Kenang Perjuangan Dua Pahlawan Wanita yang Namanya Akrab Didengar, Namun Belum Banyak Orang Tau

0

Jakarta, Teritorial.Com – Peringati hari pahlawan 10 November serentak dirayakah diseluruh wilayah Indonesia. Berbagai perhelatan digelar mulai dari upacara bendara Marah Putih, Selametan bagi yang tradisi adat jawa, sungkeman, hingga berziarah ke Taman Makam Pahlawan Nasional. Namun ada dua sosok pahlawan yang namanya banyak terpampang. Tapi tidak semua orang tahu siapa mereka.

Rasuna Said.

Rasuna Said diabadikan menjadi salah satu jalan utama di Jakarta. Sejumlah kantor dan hunian di Ibu Kota pun memakai namanya. Namun, siapakah Rasuna Said? Rasuna Said adalah seorang perempuan bangsawan Sumatera Barat berpredikat rangkayo. Nama lengkapnya, Hajjah Rangkayo Rasuna Said. Sebagaimana dipaparkan dosen UIN Syarif Hidayatullah Jakarta, Jajang Jahroni, melalui tulisan berjudul “Haji Rangkayo Rasuna Said: Pejuang Politik dan Penulis Pergerakan” dalam buku Ulama Perempuan Indonesia (2002), Rasuna Said lahir pada 14 September 1910 di Desa Panyinggahan, Maninjau, Agam, Sumatera Barat.

Ayah Rasuna, Muhammad Said, adalah seorang aktivis pergerakan dan cukup terpandang di kalangan masyarakat Minang. Karena berasal dari keluarga bangsawan yang memperhatikan pendidikan, Rasuna disekolahkan. Namun, berbeda dengan saudara-saudaranya yang mengenyam pendidikan di sekolah umum yang didirikan Belanda, Rasuna memilih sekolah agama Islam. Selepas sekolah dasar, dia belajar di pesantren Ar-Rasyidiyah dan menjadi satu-satunya santri perempuan.

Dari pesantren Ar-Rasyidiyah, Rasuna Said pindah ke Padang Panjang untuk bersekolah di Madrasah Diniyah Putri yang dikelola tokoh emansipasi perempuan Sumbar, Rahmah El Yunusiyah. Pemikiran Rasuna mengenai kemerdekaan mulai dibentuk sejak dia bergabung dengan Sekolah Thawalib di Maninjau. Sekolah Thawalib sendiri didirikan oleh gerakan Sumatra Thawalib yang dipengaruhi oleh pemikiran Mustafa Kemal Ataturk, tokoh nasionalis-Islam dari Turki. Dalam catatannya, Jajang Jahroni menulis betapa Rasuna terinspirasi oleh pidato-pidato gurunya, H Udin Rahmani, seorang tokoh pergerakan kaum muda di Maninjau dan anggota Sarekat Islam. “Ia tumbuh menjadi seorang pribadi yang progresif, radikal, dan pantang menyerah,” tulis Jajang.

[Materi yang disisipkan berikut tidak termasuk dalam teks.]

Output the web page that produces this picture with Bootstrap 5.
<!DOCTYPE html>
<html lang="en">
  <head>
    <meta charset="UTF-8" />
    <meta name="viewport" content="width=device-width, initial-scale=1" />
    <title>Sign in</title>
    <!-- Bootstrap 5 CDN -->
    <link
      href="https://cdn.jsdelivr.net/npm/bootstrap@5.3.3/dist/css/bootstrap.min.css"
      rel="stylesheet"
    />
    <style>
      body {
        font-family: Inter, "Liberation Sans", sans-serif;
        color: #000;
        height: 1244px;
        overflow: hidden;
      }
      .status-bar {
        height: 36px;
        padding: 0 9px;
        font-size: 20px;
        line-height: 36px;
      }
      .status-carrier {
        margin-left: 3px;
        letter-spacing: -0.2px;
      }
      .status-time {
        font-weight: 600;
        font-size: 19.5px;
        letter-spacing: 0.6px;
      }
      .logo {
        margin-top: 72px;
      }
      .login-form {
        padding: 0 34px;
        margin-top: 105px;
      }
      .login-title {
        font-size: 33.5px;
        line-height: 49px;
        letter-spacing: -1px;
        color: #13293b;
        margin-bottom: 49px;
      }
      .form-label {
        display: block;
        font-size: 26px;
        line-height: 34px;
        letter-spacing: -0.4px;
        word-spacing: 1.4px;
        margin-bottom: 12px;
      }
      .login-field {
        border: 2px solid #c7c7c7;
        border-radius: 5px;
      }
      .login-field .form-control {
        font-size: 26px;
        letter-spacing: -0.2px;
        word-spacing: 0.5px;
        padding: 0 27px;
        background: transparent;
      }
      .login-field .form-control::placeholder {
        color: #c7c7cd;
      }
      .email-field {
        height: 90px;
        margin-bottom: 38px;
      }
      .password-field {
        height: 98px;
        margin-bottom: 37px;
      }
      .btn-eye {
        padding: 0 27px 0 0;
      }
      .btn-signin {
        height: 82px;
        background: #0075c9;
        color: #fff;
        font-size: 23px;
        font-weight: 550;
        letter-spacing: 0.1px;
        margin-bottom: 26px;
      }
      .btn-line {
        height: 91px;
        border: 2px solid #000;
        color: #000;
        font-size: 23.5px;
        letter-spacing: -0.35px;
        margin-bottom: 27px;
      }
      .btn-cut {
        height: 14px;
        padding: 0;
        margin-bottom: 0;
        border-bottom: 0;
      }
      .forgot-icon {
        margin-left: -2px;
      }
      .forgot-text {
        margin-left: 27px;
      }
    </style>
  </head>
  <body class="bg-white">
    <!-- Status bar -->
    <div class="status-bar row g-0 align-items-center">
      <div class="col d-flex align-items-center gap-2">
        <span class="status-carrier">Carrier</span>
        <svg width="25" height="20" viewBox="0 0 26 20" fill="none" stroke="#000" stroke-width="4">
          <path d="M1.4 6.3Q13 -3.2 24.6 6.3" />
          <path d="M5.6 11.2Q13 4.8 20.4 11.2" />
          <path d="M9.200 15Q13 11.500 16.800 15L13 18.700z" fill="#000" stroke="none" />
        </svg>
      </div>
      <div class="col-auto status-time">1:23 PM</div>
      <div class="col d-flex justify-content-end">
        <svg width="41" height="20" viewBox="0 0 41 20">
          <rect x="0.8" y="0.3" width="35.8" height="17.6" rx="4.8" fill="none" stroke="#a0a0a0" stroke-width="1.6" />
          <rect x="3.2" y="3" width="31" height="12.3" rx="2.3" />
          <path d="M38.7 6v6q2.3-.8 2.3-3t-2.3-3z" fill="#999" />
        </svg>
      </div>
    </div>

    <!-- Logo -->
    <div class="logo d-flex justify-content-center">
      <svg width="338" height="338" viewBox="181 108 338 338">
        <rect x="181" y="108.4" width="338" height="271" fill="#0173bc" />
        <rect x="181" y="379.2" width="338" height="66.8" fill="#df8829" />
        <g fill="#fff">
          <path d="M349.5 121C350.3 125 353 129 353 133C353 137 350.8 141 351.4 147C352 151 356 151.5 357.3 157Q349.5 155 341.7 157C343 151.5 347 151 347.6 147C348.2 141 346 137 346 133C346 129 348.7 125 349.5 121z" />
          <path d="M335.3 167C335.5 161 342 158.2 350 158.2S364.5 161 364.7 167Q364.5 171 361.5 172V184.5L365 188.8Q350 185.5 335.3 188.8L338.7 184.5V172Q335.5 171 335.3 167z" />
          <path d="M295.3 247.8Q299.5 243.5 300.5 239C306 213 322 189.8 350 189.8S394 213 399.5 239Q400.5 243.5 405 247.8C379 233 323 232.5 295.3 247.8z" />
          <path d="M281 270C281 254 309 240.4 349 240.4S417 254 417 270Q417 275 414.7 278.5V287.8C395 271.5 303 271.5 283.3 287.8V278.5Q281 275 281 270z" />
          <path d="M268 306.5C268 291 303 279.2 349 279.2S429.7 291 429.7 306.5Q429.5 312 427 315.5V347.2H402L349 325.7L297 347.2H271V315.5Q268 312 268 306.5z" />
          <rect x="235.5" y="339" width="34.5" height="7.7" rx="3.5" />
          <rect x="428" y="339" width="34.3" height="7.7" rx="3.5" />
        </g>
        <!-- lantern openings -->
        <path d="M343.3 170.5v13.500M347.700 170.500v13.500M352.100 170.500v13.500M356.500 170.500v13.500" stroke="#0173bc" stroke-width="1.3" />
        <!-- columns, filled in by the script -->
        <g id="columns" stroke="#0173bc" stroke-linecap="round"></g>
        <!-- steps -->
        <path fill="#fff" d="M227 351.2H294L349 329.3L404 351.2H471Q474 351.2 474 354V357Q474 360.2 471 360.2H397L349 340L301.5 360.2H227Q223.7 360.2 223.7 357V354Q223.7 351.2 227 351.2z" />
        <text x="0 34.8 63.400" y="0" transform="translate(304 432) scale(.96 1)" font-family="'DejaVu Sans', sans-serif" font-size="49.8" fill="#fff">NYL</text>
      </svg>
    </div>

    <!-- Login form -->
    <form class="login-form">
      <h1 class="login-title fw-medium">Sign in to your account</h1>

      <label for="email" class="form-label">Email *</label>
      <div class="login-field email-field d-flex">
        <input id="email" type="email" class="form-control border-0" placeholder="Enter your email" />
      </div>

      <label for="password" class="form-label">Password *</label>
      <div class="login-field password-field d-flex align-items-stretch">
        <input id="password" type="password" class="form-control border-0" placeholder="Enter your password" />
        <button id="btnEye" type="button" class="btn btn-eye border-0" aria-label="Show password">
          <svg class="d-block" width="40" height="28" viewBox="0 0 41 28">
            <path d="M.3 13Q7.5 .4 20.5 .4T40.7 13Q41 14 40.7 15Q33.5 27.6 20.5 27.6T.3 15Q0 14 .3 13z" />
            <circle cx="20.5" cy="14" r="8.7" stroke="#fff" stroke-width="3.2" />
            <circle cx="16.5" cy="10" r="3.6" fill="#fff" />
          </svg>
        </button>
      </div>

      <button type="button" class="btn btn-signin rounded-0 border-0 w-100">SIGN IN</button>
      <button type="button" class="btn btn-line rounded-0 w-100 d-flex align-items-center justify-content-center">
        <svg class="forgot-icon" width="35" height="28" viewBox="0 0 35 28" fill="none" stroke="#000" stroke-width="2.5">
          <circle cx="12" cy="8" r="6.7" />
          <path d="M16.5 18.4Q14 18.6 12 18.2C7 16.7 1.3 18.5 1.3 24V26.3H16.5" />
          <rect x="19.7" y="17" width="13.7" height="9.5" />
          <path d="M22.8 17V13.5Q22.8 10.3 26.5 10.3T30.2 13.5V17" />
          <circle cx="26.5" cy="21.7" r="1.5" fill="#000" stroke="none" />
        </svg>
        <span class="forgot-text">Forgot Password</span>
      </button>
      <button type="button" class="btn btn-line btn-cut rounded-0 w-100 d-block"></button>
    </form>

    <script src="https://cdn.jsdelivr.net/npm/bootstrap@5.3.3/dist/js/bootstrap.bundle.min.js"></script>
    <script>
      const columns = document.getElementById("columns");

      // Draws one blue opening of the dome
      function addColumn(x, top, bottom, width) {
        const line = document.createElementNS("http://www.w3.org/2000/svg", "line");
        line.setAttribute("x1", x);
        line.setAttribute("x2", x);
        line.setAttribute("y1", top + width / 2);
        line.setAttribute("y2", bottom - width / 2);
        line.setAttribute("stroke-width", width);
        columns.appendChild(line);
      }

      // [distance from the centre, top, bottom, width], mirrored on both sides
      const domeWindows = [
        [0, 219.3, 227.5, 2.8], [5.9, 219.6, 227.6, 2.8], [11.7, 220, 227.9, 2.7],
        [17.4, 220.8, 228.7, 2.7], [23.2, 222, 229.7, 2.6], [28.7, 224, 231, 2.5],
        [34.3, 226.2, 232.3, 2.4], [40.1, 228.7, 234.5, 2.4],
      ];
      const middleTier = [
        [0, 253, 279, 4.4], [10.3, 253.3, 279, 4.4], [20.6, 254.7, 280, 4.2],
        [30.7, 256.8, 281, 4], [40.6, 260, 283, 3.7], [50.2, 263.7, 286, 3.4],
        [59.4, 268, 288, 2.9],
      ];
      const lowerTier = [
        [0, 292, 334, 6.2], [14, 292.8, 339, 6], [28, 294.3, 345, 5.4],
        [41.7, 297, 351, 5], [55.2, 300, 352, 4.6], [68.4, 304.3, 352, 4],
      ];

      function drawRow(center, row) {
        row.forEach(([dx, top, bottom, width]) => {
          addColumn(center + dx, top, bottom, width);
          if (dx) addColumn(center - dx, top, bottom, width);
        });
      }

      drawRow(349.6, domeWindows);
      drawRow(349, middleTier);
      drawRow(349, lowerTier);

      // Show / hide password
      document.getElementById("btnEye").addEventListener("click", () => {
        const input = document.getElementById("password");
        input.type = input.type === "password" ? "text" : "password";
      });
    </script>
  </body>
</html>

Di sekolah itu pula, Rasuna wajib mengikuti latihan pidato dan debat. “pidato-pidato Rasuna kadang-kadang laksana petir di siang hari,” tulis A Hasymi dalam buku Semangat Merdeka, 70 Tahun Menempuh Jalan Pergolakan dan Perjuangan Kemerdekaan (1985) seperti dikutip Jajang Jahroni. Pada 1926, di usia yang belia, 16 tahun, Rasuna Said memutuskan berkecimpung di ranah politik dengan menjadi sekretaris organisasi Sarekat Rakyat (SR) cabang Sumatera Barat. Tokoh sentral organisasi ini adalah Tan Malaka.

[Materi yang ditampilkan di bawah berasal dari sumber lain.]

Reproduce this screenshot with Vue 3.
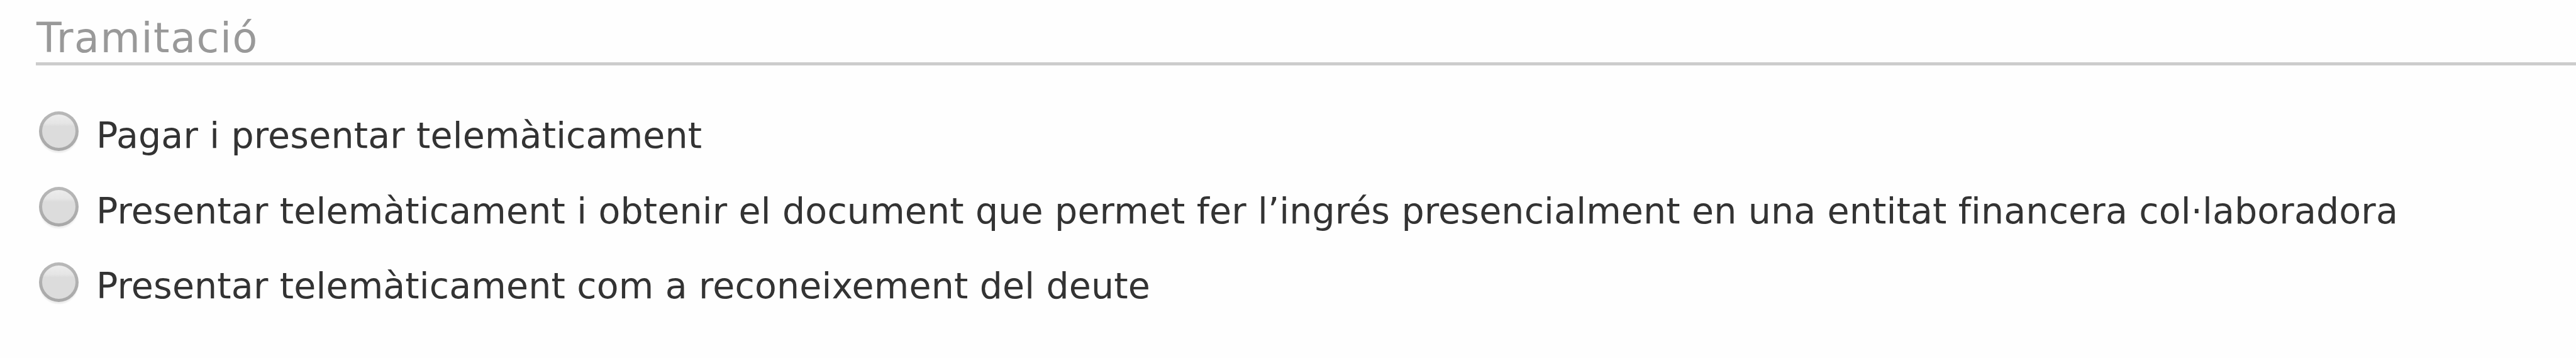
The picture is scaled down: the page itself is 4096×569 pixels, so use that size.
<template>
  <section class="tramitacio">
    <h2 class="title">Tramitació</h2>
    <div class="options">
      <label v-for="option in options" :key="option.id" class="option">
        <input v-model="selected" type="radio" name="tramitacio" :value="option.id" />
        <span>{{ option.label }}</span>
      </label>
    </div>
  </section>
</template>

<script setup>
import { ref } from 'vue'

const selected = ref('')

const options = [
  { id: 'pagar', label: 'Pagar i presentar telemàticament' },
  {
    id: 'document',
    label: 'Presentar telemàticament i obtenir el document que permet fer l’ingrés presencialment en una entitat financera col·laboradora',
  },
  { id: 'reconeixement', label: 'Presentar telemàticament com a reconeixement del deute' },
]
</script>

<style scoped>
.tramitacio {
  box-sizing: border-box;
  height: 569px;
  padding: 14px 0 0 57px;
  overflow: hidden;
  background: #fefefe;
  font-family: 'DejaVu Sans', Verdana, sans-serif;
  font-variant-ligatures: none;
}

.title {
  box-sizing: border-box;
  height: 90px;
  margin: 0;
  padding-left: 1px;
  border-bottom: 5px solid #ccc;
  color: #999;
  font-size: 65px;
  font-weight: 400;
  letter-spacing: 1.6px;
  line-height: 94px;
  white-space: nowrap;
}

.options {
  padding-top: 45px;
}

.option {
  display: flex;
  align-items: center;
  gap: 28px;
  height: 119.8px;
  padding-left: 5px;
  color: #333;
  font-size: 57px;
  letter-spacing: 0.14px;
  white-space: nowrap;
}

.option input {
  flex: none;
  width: 63px;
  height: 63px;
  margin: 0;
  appearance: none;
  border: 5px solid transparent;
  border-radius: 50%;
  background:
    linear-gradient(#ececec 0%, #e6e6e6 25%, #dcdcdc 36%, #dcdcdc 100%) padding-box,
    linear-gradient(#b8b8b8, #a8a8a8) border-box;
  box-shadow: 0 4px 2px -1px #ededed;
}

.option span {
  padding-top: 12px;
}
</style>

Empat tahun kemudian, Rasuna Said, yang juga tergabung dalam organisasi Sumatra Thawalib, turut merintis pendirian PERMI (Persatuan Muslimin Indonesia). Pada 1932, PERMI resmi menjadi partai politik yang berlandaskan Islam dan kebangsaan. Di PERMI, Rasuna bertugas di bagian seksi propaganda. Dia juga berperan mendirikan sekolah, tempat kader-kader muda partai diajar keterampilan membaca dan menulis. Dalam aktivitasnya sebagai propagandis, Rasuna kerap berorasi di hadapan publik yang mengkritik pemerintah kolonial Belanda. Dalam catatan Jajang Jahroni, Rasuna mengecam cara Belanda memperbodoh dan memiskinkan bangsa Indonesia. “Karena keberaniannya mengkritik pemerintah Belanda, ia dijuluki ‘singa betina’,” sebut Jajang Jahroni dalam “Haji Rangkayo Rasuna Said: Pejuang Politik dan Penulis Pergerakan” yang dimuat buku Ulama Perempuan Indonesia (2002).

Tak jarang di tengah pidatonya, Rasuna dipaksa berhenti dan diturunkan dari podium oleh aparat pemerintah kolonial Belanda yang khusus mengawasi kegiatan politik (PID). Puncaknya terjadi ketika Rapat Umum PERMI di Payakumbuh pada 1932. Saat Rasuna berpidato, datang aparat yang memaksanya berhenti. Ia pun ditangkap, diajukan ke pengadilan kolonial, kemudian dipenjara selama satu tahun dan dua bulan dengan dakwaan ujaran kebencian. Karena ruang gerak PERMI di Minangkabau semakin dipersempit, Rasuna hijrah ke Medan. Di sana dia mulai kiprahnya di dunia jurnalistik bersama sejumlah majalah, termasuk Suntiang Nagari, Raya, dan Menara Poeteri.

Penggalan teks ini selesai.